By Aabiyagle McIntosh
Fresh insights have emerged regarding the recent verdict from the High Court in the dispute involving St. Peter Member of Parliament, Asot Michael.
The court’s decision to dismiss Michael’s challenge against his parliamentary suspension has shed light on the legal intricacies surrounding the matter.
On Wednesday morning, the High Court ruled that it lacked jurisdiction over the internal proceedings of the legislative body. Furthermore, the court turned down Michael’s request for an injunction to revoke his suspension from the Lower House.
Notably, Dr. David Dorsette, the legal representative for Speaker of the House Sir Gerald Watt KC, contended that the Speaker contested the court’s authority to dictate or influence the functioning of the Parliament.
In a recent interview with state media, Dr. Dorsette highlighted a constitutional provision stating that matters conducted within the House are not subject to judicial review.
Termed as the “privileges clause,” this provision typically arises in the context of statements made by parliamentarians.
Dr.
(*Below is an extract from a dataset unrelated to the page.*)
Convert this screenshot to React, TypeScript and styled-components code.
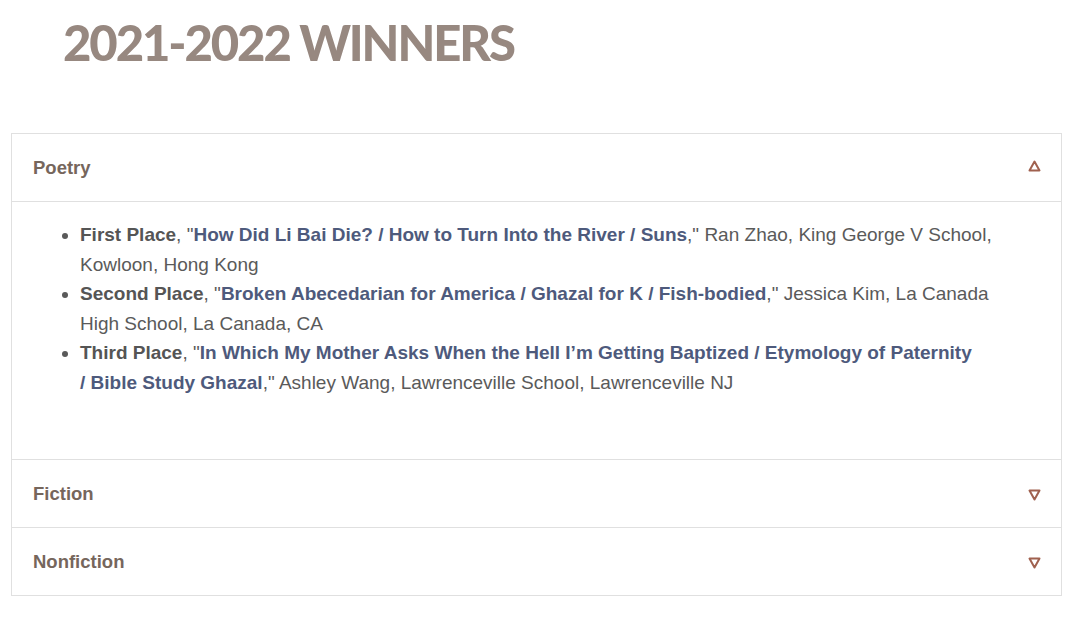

Dorsette clarified that this clause is intended to safeguard the autonomy of parliamentary proceedings from external legal intervention.
“Anything that they say in Parliament cannot be the subject of a court case; usually, it rises in the context where persons alleged that they have been defamed in Parliament and the law and the constitution say that whatever is said cannot be inquired into court, but it applies not just to things said but to things done,” Dorsette explained.
He also stated that the ruling also affirms the Parliament’s ability to affirm order in its proceedings.
“Given that the House has the authority to regulate its procedures and its proceedings to the extent that things are getting out of hand, members are acting unruly, disruptive etc. the House would have the power to take appropriate action so that order can be restored to the House and the honor of the House is maintained”.